» WHAT YOU WILL DO
Wherever a line in the data below holds "with", copy that line.

=== PROVIDED RECORDS ===

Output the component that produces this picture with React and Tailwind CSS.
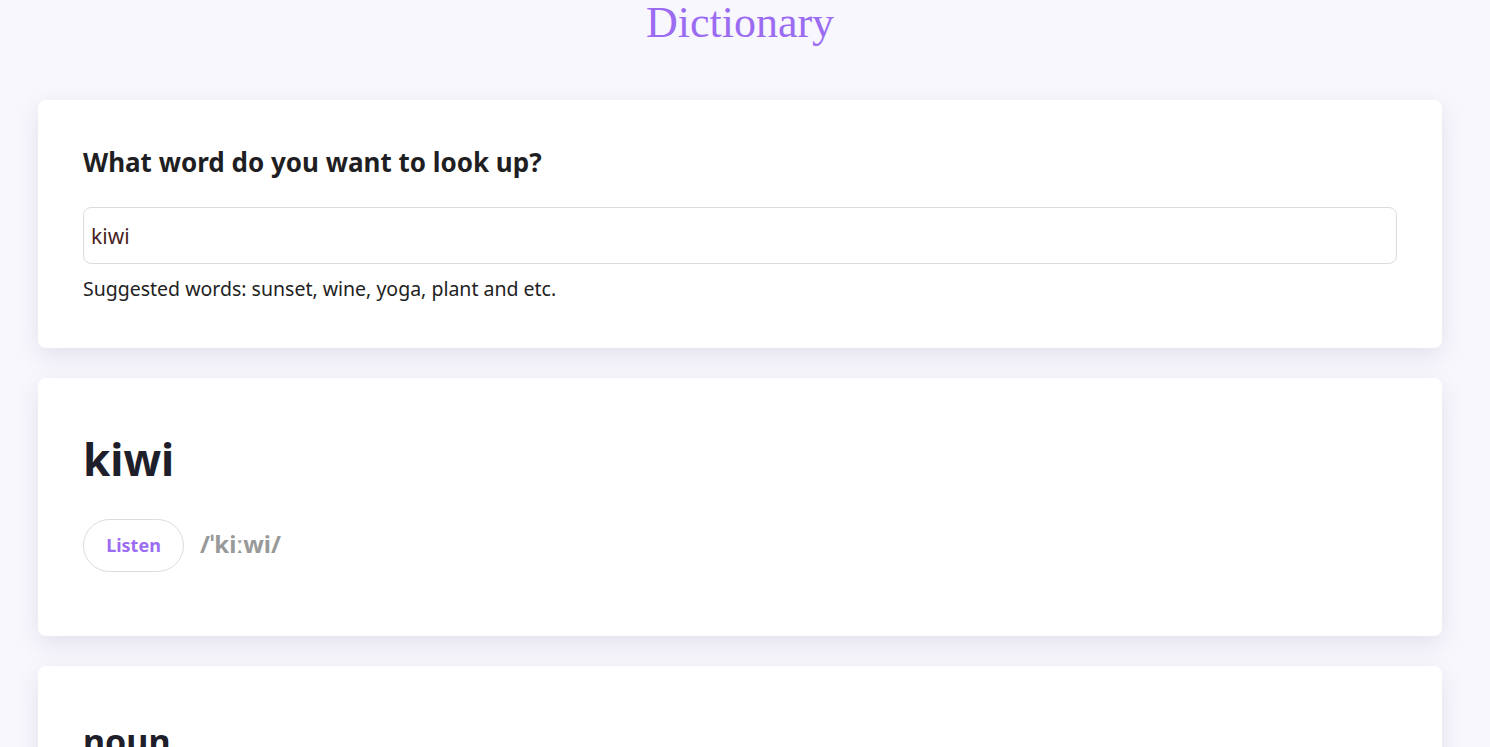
import { useState } from 'react';

const sans = { fontFamily: '"Noto Sans", "Open Sans", sans-serif' };

export default function App() {
  const [word, setWord] = useState('kiwi');

  return (
    <div className="min-h-screen bg-[#f8f7fd] pl-[38px] pr-[48px]" style={sans}>
      <h1
        className="text-center text-[44px] leading-[46px] text-[#9b6cf2] pb-[54px]"
        style={{ fontFamily: '"Liberation Serif", "DejaVu Serif", serif' }}
      >
        Dictionary
      </h1>

      <section className="bg-white rounded-lg shadow-[0_8px_24px_rgba(40,30,90,0.1)] px-[45px] pt-[43px] pb-[44px] mb-[30px]">
        <h2 className="text-[26px] leading-[39px] font-bold text-[#1f1f23] mb-[25px]">
          What word do you want to look up?
        </h2>
        <input
          type="text"
          value={word}
          onChange={(e) => setWord(e.target.value)}
          className="w-full h-[57px] border border-[#dcdcdc] rounded-lg px-[7px] text-[21px] text-[#4a1f1f] outline-none"
        />
        <p className="mt-[10px] text-[19.5px] leading-[30px] text-[#222]">
          Suggested words: sunset, wine, yoga, plant and etc.
        </p>
      </section>

      <section className="bg-white rounded-lg shadow-[0_8px_24px_rgba(40,30,90,0.1)] px-[45px] pt-[51px] pb-[64px] mb-[30px]">
        <h2 className="text-[44px] font-bold leading-[60px] text-[#1f1f2b] mb-[30px]">kiwi</h2>
        <div className="flex items-center gap-[16px]">
          <button className="w-[101px] h-[53px] rounded-full border border-[#dcdcdc] text-[#9b6cf2] text-[18px] font-bold">
            Listen
          </button>
          <span className="text-[24px] font-bold text-[#999] pb-[4px]">/ˈkiːwi/</span>
        </div>
      </section>

      <section className="bg-white rounded-lg shadow-[0_8px_24px_rgba(40,30,90,0.1)] px-[45px] pt-[50px] pb-[48px]">
        <h3 className="text-[34px] font-bold text-[#1f1f2b]">noun</h3>
        <p className="mt-4 text-[20px] text-[#222]">
          A flightless bird of New Zealand with a long slender bill.
        </p>
      </section>
    </div>
  );
}
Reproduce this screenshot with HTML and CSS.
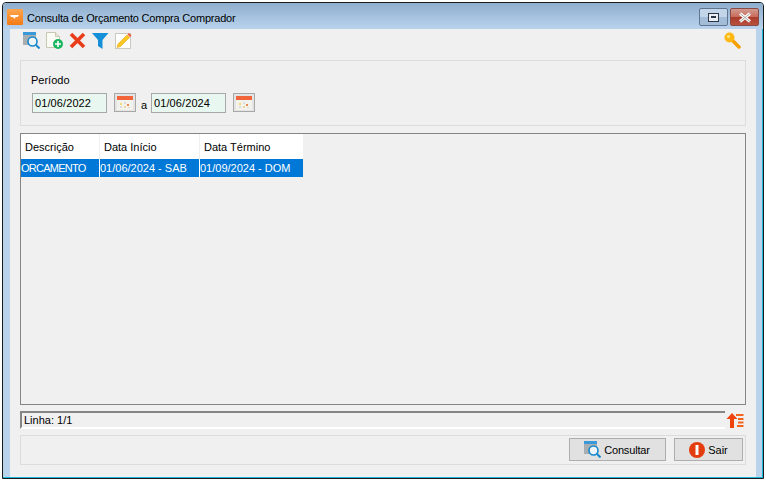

===

» FULL RESPONSE
Output the component that produces this picture with React and Tailwind CSS.
          A flightless bird of New Zealand with a long slender bill.
Reproduce this screenshot with HTML and CSS.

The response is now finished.